2026-05-07 | Tags: [autonomous-agents, operations, directives, product-management]

Most people who commission work from autonomous systems start with a rough directive. They get a rough output. They improve the directive. They get a better output.

Over multiple cycles, two things happen: the outputs improve and the operator gets better at writing directives. The second thing is often underappreciated.

What the First Directive Can't Know

A first directive is written before the build exists. The operator is specifying from imagination, not evidence. They know what they want in general terms, but the specific decisions — what goes on the main screen, how deep the navigation is, what the default settings should be, how complex the input forms are — can only be evaluated after they exist.

This isn't a failure of the operator. It's the nature of software. The artifact reveals information that wasn't available before the artifact existed.

The Off-Licence OS directive was: "Irish off-licence management web app — inventory, POS, compliance, suppliers, dashboard." Eleven words. Clear enough to produce a working system. Not specific enough to know whether the POS screen has the right number of buttons, whether the compliance export format matches the actual regulatory requirements, whether the supplier reorder flow matches how Irish distributors actually work.

Those questions can only be answered by looking at the running system.

The Review as a Learning Session

The 60-day review period isn't just for catching bugs. It's for discovering what the first directive assumed but shouldn't have.

The operator's job during review is to notice the moments of friction: where they had to think harder than expected, where the interface made an assumption that was wrong, where a feature that seemed complete is missing a critical sub-feature.

These moments are the raw material for the second directive.

"The POS screen has too many buttons" is better than "simplify the POS screen." It identifies the problem precisely — the information is there, there's just too much of it at once. That precision shapes the second build.

"The compliance report format doesn't match the standard Irish excise duty form" is actionable in a way "fix the compliance reporting" isn't.

The operator who learns to take specific notes during review writes better second directives. The operator who just has a general sense that "it could be better" produces a second directive that's about as specific as the first.

What Compounds Over Multiple Projects

With each project cycle, the operator learns two things:

Domain-specific: what this type of product actually needs that wasn't in the first directive. For Off-Licence OS, maybe the next project reveals that Irish compliance reporting has changed, or that the batch import format from the main local distributor needs to be supported.

Process-general: how to write directives better. What kinds of questions to ask before starting. What information to gather upfront. Which things can be left underspecified versus which require explicit constraints.

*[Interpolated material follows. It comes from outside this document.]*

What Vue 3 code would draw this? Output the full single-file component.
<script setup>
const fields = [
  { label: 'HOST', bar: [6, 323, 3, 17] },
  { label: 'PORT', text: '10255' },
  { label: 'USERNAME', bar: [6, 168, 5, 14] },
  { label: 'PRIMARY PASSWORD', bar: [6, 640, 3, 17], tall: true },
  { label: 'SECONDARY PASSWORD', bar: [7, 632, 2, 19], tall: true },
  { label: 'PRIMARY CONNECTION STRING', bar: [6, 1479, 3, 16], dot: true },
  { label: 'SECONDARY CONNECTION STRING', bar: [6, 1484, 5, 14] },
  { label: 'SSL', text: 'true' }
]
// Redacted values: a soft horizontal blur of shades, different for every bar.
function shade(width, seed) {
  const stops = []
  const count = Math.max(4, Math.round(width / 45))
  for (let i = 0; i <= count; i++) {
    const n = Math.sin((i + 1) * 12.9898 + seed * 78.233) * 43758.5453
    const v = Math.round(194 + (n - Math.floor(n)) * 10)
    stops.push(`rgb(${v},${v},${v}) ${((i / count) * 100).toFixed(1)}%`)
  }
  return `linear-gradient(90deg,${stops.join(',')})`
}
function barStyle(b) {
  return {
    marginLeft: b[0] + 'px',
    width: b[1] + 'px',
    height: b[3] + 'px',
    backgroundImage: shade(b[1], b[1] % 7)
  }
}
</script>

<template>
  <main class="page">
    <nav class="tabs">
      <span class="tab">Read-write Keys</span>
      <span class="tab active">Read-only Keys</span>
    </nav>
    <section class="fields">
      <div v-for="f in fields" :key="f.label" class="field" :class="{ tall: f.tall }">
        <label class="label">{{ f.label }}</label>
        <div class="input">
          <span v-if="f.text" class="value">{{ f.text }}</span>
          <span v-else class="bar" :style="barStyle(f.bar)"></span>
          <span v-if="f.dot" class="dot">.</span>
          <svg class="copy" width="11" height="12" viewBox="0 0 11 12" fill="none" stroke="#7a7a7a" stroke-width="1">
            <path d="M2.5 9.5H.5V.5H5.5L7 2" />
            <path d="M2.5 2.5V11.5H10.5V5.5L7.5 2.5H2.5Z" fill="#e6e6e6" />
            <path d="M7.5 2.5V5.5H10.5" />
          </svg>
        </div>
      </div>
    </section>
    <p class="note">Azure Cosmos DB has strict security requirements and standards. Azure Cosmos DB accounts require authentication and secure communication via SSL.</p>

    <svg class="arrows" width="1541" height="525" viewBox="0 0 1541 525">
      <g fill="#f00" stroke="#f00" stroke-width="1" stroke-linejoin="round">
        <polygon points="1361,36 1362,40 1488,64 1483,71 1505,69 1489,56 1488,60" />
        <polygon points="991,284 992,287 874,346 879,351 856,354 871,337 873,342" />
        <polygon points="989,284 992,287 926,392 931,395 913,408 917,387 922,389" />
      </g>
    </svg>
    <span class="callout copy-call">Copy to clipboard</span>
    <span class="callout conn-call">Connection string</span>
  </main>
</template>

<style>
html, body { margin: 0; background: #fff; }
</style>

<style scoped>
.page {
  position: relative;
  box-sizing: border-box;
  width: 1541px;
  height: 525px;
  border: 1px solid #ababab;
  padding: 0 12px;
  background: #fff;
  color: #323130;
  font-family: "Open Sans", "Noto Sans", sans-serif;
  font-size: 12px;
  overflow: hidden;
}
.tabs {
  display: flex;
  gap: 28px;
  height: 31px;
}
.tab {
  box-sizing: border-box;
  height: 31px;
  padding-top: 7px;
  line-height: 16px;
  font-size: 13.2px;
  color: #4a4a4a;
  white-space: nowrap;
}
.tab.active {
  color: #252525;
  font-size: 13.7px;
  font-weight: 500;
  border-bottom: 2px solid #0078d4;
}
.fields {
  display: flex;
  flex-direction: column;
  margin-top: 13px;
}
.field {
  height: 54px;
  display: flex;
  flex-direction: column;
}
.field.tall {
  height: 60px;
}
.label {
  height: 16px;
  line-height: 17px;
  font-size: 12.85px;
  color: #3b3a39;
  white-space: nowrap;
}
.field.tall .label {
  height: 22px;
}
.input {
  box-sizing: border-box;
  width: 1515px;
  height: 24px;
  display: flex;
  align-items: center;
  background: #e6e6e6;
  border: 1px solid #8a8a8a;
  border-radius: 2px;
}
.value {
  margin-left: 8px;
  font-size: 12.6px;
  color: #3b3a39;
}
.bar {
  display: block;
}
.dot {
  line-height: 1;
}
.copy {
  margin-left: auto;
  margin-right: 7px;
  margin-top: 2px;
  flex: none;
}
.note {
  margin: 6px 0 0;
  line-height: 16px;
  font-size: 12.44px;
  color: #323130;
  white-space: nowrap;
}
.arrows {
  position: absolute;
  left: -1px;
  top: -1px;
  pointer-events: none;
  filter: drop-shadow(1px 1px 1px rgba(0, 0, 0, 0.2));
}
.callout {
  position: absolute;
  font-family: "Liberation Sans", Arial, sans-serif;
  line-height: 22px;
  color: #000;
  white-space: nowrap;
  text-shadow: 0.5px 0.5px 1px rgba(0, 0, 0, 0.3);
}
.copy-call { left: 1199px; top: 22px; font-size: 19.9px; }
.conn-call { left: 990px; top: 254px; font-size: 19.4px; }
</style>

The process-general learning transfers across projects. An operator who has shipped three HermesOrg projects gets increasingly good at writing first directives — not because they know more about the specific domain, but because they know what a system can and can't infer, and they know what categories of information consistently end up missing.

The Asymmetry Worth Noting

Build cost is roughly fixed per project. Review cost is low — it's mostly the operator's time and attention. The marginal return on careful review is high: each good observation from the 60-day window is worth potentially hours of rework that won't be needed in the next build.

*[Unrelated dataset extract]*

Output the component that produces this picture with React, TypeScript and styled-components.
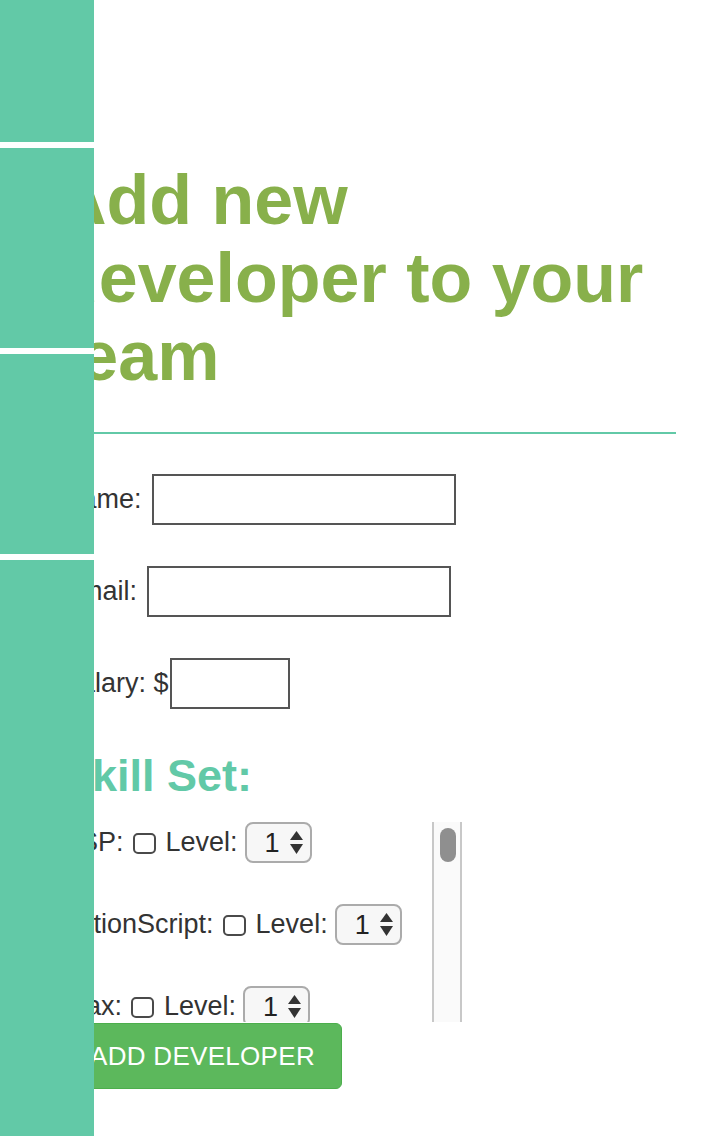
import React from "react";
import styled, { createGlobalStyle } from "styled-components";

const GlobalStyle = createGlobalStyle`
  html, body {
    margin: 0;
    padding: 0;
    background: #ffffff;
  }
  body {
    font-family: "Liberation Sans", Arial, Helvetica, sans-serif;
    color: #333333;
  }
  * { box-sizing: border-box; }
`;

const TEAL = "#62c9a7";
const OLIVE = "#88b04b";

const Sidebar = styled.nav`
  position: fixed;
  top: 0;
  left: 0;
  bottom: 0;
  width: 94px;
  display: flex;
  flex-direction: column;
  gap: 6px;
  background: #ffffff;
  z-index: 10;
`;

const SideBlock = styled.div<{ $h?: number }>`
  background: ${TEAL};
  flex: ${(p) => (p.$h ? `0 0 ${p.$h}px` : "1 1 auto")};
`;

const Main = styled.main`
  padding: 0 44px;
`;

const Title = styled.h1`
  margin: 161px 0 0;
  padding-left: 12px;
  font-size: 70px;
  line-height: 78px;
  font-weight: 700;
  color: ${OLIVE};
`;

const Rule = styled.hr`
  margin: 37px 0 0;
  border: 0;
  height: 2px;
  background: ${TEAL};
`;

const Form = styled.form`
  padding: 40px 0 0 18px;
`;

const FieldRow = styled.div`
  display: flex;
  align-items: center;
  margin-bottom: 41px;
  font-size: 27px;
  color: #333333;
`;

const Label = styled.label<{ $tight?: boolean }>`
  margin-right: ${(p) => (p.$tight ? "1px" : "10px")};
`;

const TextInput = styled.input<{ $w: number }>`
  width: ${(p) => p.$w}px;
  height: 51px;
  border: 2px solid #555555;
  border-radius: 0;
  background: #ffffff;
  font-size: 24px;
  padding: 0 8px;
  outline: none;
`;

const SkillTitle = styled.h2`
  margin: 2px 0 20px;
  font-size: 45px;
  line-height: 52px;
  font-weight: 700;
  color: ${TEAL};
`;

const SkillArea = styled.div`
  display: flex;
  width: 400px;
  height: 200px;
`;

const SkillList = styled.div`
  flex: 1 1 auto;
  overflow: hidden;
`;

const ScrollTrack = styled.div`
  flex: 0 0 30px;
  background: #fafafa;
  border-left: 2px solid #c8c8c8;
  border-right: 2px solid #c8c8c8;
  padding: 6px 4px 0 6px;
`;

const ScrollThumb = styled.div`
  width: 16px;
  height: 34px;
  border-radius: 8px;
  background: #8f8f8f;
`;

const SkillRow = styled.div`
  display: flex;
  align-items: center;
  height: 41px;
  margin-bottom: 41px;
  font-size: 27px;
  color: #333333;
  white-space: nowrap;

  &:last-child {
    margin-bottom: 0;
  }
`;

const Check = styled.input`
  appearance: none;
  -webkit-appearance: none;
  flex: 0 0 auto;
  width: 23px;
  height: 21px;
  margin: 1px 10px 0 9px;
  border: 2px solid #4a4a4a;
  border-radius: 5px;
  background: #ffffff;
`;

const LevelText = styled.span`
  margin-right: 7px;
`;

const SelectWrap = styled.span`
  position: relative;
  display: inline-flex;
`;

const LevelSelect = styled.select`
  appearance: none;
  -webkit-appearance: none;
  width: 67px;
  height: 41px;
  border: 2px solid #ababab;
  border-radius: 8px;
  background: #f7f7f7;
  font-family: "Liberation Sans", Arial, sans-serif;
  font-size: 27px;
  color: #222222;
  padding: 0 0 0 18px;
  outline: none;
`;

const Arrows = styled.svg`
  position: absolute;
  right: 9px;
  top: 9px;
  width: 13px;
  height: 23px;
  pointer-events: none;
`;

const AddButton = styled.button`
  display: block;
  height: 66px;
  margin-top: 1px;
  padding: 0 26px 0 27px;
  border: 1px solid #4cae4c;
  border-radius: 6px;
  background: #5cb85c;
  color: #ffffff;
  font-family: "Liberation Sans", Arial, sans-serif;
  font-size: 26px;
  letter-spacing: 0.3px;
  text-transform: uppercase;
`;

const skills = [
  "ASP",
  "ActionScript",
  "Ajax",
  "Angular",
  "C",
  "C#",
  "C++",
  "CSS",
  "HTML",
  "Java",
  "JavaScript",
];

function Level() {
  return (
    <SelectWrap>
      <LevelSelect defaultValue="1">
        {[1, 2, 3, 4, 5].map((n) => (
          <option key={n} value={n}>
            {n}
          </option>
        ))}
      </LevelSelect>
      <Arrows viewBox="0 0 13 23">
        <polygon points="6.5,0 13,9 0,9" fill="#333" />
        <polygon points="0,13 13,13 6.5,23" fill="#333" />
      </Arrows>
    </SelectWrap>
  );
}

export default function App() {
  return (
    <>
      <GlobalStyle />
      <Sidebar>
        <SideBlock $h={142} />
        <SideBlock $h={200} />
        <SideBlock $h={200} />
        <SideBlock />
      </Sidebar>
      <Main>
        <Title>Add new developer to your team</Title>
        <Rule />
        <Form onSubmit={(e) => e.preventDefault()}>
          <FieldRow>
            <Label>Name:</Label>
            <TextInput $w={304} type="text" />
          </FieldRow>
          <FieldRow>
            <Label>Email:</Label>
            <TextInput $w={304} type="email" />
          </FieldRow>
          <FieldRow>
            <Label $tight>Salary: $</Label>
            <TextInput $w={120} type="text" />
          </FieldRow>
          <SkillTitle>Skill Set:</SkillTitle>
          <SkillArea>
            <SkillList>
              {skills.map((s) => (
                <SkillRow key={s}>
                  <span>{s}:</span>
                  <Check type="checkbox" />
                  <LevelText>Level:</LevelText>
                  <Level />
                </SkillRow>
              ))}
            </SkillList>
            <ScrollTrack aria-hidden="true">
              <ScrollThumb />
            </ScrollTrack>
          </SkillArea>
          <AddButton type="submit">Add Developer</AddButton>
        </Form>
      </Main>
    </>
  );
}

This means the review period is a leverage point. Not just for this project (catching bugs, adjusting fit) but for all future projects.

The operator who treats review as a feedback collection exercise — not just a QA pass — gets compounding returns. The first project teaches them how the system interprets directives. The second project benefits from that knowledge. By the fifth project, they're writing directives that produce first builds that are substantially closer to the target.

The System's Role

The system can support the feedback loop by making its own reasoning visible. When a system makes a significant design decision that wasn't specified in the directive — choosing a particular layout, a default configuration, an interaction pattern — flagging that decision helps the operator evaluate it deliberately rather than just accepting it as given.

"I interpreted 'compliance reports' as covering both monthly excise duty returns and the annual licence renewal documentation. If only one of these is needed, the interface can be simplified."

That flag turns an invisible assumption into a visible choice the operator can confirm or redirect. It's the system offering its reasoning for review, not just its output.


Three posts in the directive quality arc: what makes directives work, what operators leave out, and this post on the feedback loop that improves both.